__Problem details__. Reproduce nothing but the lines from the start of the material through the line that includes "import React from", both ends included, and omit every picture.

** begin **

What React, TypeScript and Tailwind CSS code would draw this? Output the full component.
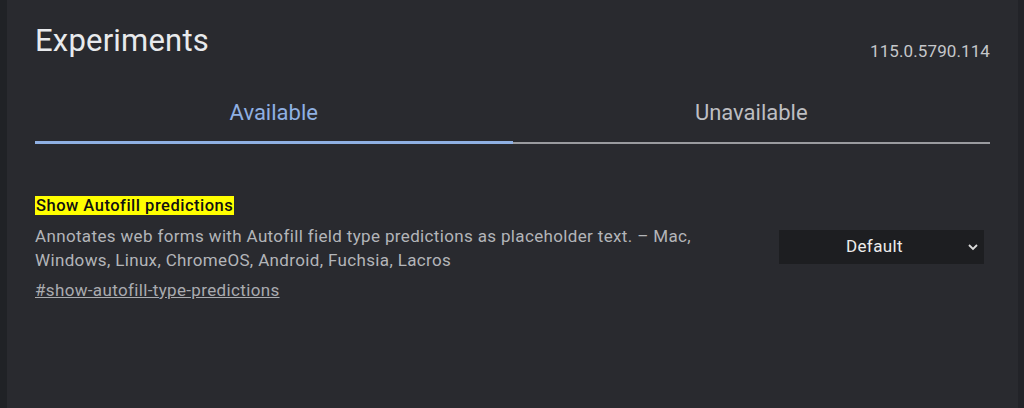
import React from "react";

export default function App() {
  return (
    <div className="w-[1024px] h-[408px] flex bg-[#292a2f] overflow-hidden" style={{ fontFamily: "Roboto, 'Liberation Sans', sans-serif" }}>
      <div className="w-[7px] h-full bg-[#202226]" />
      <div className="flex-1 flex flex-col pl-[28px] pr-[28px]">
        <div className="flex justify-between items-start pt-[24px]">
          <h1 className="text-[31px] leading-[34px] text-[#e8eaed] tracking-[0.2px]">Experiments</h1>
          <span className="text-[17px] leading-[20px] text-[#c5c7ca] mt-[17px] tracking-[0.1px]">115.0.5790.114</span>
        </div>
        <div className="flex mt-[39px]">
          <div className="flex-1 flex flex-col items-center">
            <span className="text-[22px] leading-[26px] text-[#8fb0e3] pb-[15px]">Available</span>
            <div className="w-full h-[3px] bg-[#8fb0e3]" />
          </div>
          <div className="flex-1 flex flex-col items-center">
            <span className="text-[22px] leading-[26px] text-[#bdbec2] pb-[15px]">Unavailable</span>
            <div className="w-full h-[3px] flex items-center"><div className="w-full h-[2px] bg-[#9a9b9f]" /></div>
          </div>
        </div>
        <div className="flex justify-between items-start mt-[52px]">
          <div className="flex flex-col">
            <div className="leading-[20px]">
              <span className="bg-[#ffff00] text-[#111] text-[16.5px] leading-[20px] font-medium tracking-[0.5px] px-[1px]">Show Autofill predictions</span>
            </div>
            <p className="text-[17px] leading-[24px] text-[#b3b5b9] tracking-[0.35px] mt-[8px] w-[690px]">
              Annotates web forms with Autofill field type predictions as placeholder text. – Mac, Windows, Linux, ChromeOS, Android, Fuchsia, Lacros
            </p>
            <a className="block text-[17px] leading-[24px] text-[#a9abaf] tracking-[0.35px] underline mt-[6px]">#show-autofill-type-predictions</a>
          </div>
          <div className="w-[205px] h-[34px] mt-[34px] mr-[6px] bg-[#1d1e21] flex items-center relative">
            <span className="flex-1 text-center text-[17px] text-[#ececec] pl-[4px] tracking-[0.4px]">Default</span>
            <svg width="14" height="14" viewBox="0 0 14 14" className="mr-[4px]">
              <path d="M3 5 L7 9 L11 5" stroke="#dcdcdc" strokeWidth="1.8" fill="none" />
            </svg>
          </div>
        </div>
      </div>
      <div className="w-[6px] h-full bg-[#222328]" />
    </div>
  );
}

** end **

__Answer__.
What React, TypeScript and Tailwind CSS code would draw this? Output the full component.
import React from "react";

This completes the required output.